**Do this:** Count every line that holds the string "page", then give that number alone.

┏━━

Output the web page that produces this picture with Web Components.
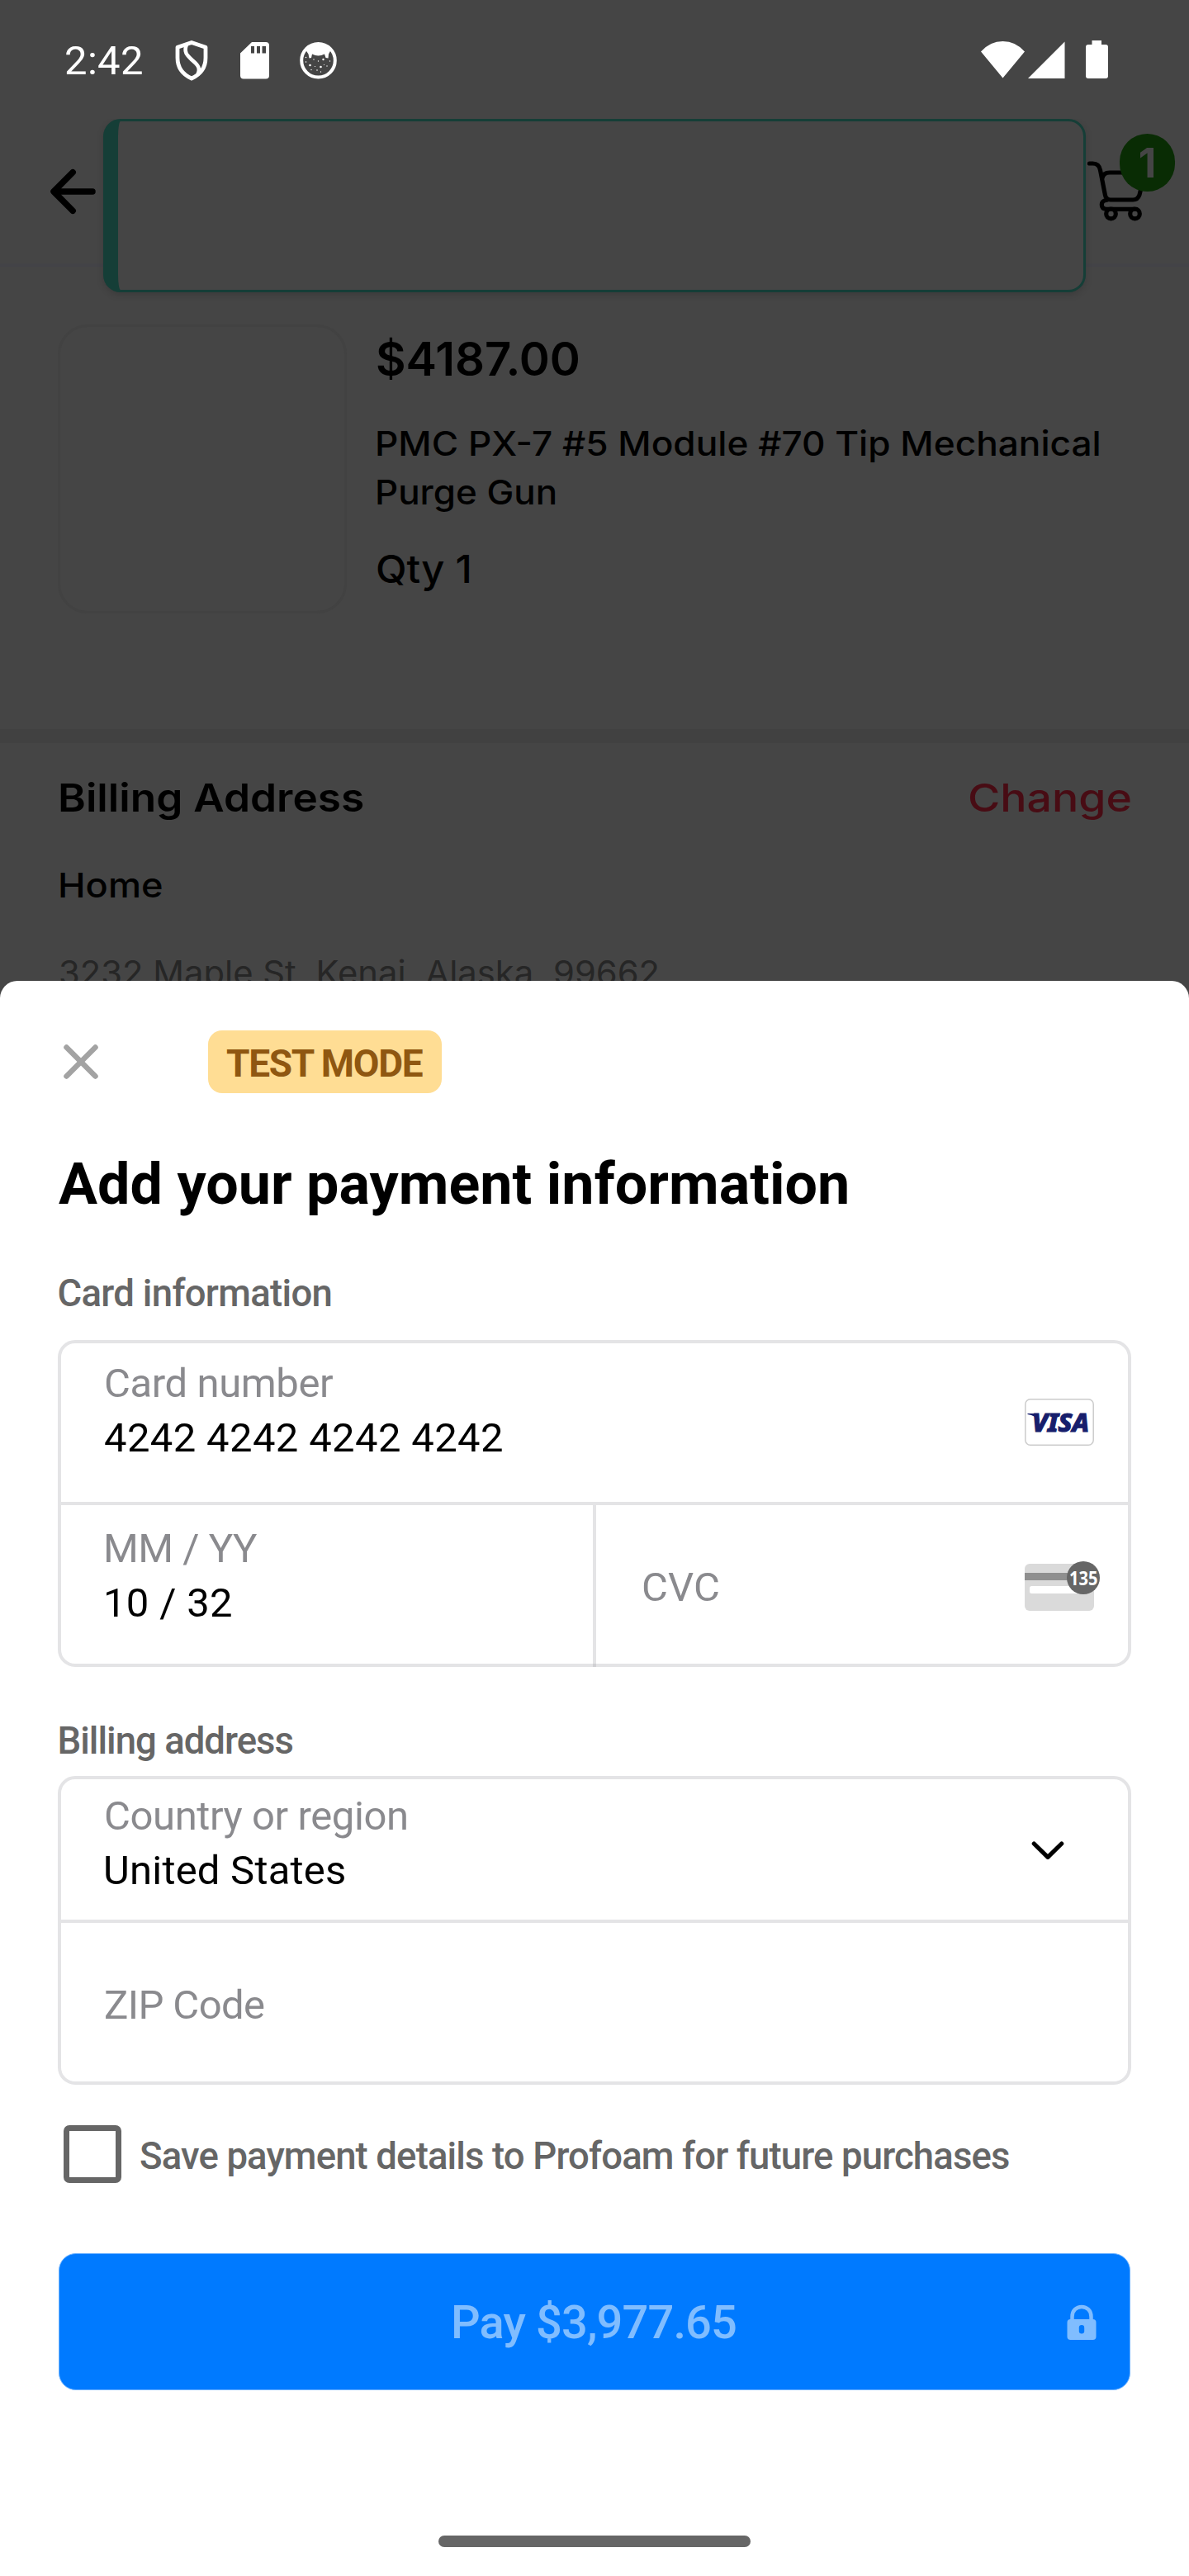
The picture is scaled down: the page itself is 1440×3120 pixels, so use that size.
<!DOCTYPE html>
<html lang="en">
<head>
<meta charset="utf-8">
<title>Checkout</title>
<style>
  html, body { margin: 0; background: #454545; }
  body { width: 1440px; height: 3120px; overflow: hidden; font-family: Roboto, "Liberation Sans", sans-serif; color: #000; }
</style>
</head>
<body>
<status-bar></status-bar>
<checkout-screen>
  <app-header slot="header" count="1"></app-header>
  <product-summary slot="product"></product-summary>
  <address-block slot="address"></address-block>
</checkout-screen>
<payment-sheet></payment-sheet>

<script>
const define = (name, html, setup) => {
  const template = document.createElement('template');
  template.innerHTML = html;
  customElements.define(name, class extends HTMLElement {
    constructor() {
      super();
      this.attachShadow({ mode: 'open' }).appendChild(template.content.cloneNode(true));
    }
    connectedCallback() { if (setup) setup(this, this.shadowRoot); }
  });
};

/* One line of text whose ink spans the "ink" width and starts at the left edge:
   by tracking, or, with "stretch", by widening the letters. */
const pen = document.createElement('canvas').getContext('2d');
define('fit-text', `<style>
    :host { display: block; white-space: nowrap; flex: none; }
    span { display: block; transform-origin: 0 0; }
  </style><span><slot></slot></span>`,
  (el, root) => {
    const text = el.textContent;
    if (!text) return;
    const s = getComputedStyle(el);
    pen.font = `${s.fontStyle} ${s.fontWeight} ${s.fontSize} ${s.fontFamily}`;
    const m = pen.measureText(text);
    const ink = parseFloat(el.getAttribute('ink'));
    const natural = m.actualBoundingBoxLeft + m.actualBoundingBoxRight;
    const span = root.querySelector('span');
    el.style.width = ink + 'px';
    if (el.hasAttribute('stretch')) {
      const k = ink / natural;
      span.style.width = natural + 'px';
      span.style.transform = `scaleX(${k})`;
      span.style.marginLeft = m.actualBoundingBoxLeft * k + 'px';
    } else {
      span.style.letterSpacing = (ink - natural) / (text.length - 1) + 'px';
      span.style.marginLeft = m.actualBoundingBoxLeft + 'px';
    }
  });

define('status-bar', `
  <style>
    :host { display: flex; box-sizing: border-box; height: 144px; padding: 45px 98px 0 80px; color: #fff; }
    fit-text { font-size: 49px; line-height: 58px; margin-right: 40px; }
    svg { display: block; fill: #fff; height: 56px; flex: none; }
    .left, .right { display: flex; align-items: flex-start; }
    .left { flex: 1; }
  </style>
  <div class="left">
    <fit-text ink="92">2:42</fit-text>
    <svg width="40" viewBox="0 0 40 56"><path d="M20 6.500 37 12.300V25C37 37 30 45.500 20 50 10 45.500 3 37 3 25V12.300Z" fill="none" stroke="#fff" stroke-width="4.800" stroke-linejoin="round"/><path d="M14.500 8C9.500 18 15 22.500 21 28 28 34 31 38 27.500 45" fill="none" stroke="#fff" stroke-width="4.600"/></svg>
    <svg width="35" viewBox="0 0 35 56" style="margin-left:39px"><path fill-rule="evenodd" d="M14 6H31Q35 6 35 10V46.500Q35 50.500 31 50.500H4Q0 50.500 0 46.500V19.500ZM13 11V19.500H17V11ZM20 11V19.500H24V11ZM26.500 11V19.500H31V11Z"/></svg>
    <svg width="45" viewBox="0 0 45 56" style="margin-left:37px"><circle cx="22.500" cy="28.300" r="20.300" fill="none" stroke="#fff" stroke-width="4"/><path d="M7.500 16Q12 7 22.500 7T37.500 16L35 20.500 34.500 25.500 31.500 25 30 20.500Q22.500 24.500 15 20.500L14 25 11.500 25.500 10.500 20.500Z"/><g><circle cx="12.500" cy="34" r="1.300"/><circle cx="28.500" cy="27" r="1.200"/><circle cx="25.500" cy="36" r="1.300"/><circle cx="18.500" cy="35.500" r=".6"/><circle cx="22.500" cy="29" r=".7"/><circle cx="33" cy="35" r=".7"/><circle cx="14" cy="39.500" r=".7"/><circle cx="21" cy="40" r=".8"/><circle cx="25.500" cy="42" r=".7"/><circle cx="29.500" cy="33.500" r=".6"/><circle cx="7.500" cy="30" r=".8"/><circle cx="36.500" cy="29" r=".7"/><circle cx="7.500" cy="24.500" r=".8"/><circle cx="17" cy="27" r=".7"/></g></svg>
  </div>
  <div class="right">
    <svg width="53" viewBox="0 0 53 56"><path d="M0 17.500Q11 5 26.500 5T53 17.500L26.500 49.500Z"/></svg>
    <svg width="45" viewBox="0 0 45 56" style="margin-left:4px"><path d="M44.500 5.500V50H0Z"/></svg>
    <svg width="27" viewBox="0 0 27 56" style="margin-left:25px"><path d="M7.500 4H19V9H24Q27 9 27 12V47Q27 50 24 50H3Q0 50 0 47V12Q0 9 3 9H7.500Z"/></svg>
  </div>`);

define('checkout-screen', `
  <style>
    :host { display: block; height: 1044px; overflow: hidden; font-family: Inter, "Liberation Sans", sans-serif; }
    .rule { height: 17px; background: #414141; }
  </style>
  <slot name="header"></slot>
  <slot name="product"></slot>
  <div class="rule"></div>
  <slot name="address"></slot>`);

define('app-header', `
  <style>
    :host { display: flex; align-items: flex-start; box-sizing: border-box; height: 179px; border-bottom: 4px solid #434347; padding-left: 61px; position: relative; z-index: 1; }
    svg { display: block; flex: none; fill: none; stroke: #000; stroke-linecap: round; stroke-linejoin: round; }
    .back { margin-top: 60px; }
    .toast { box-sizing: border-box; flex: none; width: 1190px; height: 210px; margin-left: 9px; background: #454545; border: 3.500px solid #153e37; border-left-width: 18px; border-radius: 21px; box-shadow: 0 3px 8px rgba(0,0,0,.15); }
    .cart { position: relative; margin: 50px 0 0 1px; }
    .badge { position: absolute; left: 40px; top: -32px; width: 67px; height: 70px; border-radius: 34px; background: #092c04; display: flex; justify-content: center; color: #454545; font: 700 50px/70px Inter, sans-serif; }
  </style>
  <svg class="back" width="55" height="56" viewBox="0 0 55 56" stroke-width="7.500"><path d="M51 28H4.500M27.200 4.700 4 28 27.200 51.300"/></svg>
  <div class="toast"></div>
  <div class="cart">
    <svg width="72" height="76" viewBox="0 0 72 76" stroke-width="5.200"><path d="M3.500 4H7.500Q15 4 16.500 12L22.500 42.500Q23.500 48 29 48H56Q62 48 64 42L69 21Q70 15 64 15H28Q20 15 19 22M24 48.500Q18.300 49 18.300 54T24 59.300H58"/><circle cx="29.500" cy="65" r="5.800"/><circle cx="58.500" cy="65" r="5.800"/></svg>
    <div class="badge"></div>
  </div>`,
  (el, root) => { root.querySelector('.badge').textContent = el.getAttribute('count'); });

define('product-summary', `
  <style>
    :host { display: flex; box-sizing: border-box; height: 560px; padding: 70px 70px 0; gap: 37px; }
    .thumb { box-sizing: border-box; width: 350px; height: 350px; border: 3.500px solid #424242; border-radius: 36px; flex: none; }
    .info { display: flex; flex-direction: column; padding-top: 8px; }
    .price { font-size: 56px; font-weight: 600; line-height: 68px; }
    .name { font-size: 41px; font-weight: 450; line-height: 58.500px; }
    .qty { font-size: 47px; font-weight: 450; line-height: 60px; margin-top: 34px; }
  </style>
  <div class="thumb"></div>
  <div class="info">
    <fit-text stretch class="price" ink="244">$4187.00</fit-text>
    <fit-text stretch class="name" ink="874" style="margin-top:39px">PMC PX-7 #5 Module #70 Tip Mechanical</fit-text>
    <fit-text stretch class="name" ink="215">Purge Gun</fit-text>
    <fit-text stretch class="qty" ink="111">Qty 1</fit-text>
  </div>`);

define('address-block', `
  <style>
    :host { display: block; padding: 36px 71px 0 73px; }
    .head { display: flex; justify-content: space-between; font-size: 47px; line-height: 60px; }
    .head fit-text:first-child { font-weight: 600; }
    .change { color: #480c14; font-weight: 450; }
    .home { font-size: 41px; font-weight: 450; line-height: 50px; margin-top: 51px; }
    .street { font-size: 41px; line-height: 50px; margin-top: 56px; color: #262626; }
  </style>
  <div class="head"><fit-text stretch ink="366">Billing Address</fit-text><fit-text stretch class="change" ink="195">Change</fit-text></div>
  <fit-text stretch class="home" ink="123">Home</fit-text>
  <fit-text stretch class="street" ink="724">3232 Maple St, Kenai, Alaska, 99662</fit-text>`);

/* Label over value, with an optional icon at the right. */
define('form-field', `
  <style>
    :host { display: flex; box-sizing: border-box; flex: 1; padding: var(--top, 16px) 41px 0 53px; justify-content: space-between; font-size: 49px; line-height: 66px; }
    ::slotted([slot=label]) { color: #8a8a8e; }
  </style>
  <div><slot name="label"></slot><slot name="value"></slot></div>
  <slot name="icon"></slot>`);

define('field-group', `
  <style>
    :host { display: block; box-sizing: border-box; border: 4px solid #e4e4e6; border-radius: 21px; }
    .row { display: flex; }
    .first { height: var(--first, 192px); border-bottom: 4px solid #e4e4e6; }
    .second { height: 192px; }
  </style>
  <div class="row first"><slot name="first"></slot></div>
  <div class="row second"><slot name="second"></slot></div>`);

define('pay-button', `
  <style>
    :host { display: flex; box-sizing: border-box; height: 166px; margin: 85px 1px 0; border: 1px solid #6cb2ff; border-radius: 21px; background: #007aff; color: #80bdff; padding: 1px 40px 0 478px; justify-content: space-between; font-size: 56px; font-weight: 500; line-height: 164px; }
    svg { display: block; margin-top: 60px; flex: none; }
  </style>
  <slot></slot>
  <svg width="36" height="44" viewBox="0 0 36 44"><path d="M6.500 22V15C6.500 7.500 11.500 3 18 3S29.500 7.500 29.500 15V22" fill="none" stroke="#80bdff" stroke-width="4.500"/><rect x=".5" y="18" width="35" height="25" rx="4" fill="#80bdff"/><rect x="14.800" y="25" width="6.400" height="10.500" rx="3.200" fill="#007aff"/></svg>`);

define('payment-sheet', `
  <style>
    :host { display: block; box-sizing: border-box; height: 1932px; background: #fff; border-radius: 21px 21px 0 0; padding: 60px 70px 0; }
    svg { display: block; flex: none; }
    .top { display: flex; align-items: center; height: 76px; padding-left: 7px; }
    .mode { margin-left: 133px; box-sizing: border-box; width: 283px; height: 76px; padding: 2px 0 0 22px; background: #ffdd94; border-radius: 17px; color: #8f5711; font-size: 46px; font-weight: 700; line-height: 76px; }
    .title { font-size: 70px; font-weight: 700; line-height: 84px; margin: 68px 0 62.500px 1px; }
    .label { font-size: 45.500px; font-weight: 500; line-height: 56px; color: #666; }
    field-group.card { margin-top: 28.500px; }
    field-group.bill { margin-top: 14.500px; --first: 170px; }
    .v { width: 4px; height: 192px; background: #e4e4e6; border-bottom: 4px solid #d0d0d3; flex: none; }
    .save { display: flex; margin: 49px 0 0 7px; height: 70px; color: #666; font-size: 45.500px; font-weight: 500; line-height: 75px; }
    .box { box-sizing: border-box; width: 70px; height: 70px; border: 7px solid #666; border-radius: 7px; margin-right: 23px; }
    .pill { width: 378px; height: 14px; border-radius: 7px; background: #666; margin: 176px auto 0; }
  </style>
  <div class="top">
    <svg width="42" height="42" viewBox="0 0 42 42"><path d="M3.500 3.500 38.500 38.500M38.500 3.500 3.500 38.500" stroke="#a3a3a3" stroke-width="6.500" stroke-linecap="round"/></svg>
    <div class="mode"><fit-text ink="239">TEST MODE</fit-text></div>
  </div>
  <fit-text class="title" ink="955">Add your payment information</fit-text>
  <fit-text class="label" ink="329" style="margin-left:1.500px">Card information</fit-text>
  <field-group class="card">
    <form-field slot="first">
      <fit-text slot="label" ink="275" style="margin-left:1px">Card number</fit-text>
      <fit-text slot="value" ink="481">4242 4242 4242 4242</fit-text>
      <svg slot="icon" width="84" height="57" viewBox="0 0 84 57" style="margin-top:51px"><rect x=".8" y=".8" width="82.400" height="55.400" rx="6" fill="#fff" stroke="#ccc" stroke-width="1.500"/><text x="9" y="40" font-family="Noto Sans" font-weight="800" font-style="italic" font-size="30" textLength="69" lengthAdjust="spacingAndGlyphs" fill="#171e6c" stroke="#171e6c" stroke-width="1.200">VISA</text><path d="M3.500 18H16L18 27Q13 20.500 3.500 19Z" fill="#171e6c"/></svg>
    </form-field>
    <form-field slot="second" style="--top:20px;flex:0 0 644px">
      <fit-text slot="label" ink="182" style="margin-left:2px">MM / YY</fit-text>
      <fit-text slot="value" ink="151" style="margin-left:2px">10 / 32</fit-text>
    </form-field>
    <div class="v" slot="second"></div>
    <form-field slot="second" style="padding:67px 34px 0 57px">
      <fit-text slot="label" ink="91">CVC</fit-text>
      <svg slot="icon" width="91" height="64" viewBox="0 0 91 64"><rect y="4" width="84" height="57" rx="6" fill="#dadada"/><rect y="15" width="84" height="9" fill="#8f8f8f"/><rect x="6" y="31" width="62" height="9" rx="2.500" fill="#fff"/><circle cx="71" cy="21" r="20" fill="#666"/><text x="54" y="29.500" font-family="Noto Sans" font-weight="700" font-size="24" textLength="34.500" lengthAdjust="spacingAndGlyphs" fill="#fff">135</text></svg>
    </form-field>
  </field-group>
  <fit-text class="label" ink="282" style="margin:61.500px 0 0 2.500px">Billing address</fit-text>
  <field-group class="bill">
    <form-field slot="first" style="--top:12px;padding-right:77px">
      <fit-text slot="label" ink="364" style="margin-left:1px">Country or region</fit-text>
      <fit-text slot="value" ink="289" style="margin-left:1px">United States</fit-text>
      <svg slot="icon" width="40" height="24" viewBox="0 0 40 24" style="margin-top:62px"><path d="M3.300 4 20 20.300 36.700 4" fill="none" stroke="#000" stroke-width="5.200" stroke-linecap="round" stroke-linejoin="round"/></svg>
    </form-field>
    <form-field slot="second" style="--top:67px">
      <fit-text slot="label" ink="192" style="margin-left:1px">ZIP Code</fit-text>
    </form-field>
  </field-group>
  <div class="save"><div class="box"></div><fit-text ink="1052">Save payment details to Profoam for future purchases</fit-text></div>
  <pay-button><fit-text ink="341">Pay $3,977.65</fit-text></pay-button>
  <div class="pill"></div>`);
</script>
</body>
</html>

┗━━

**The reply:** 2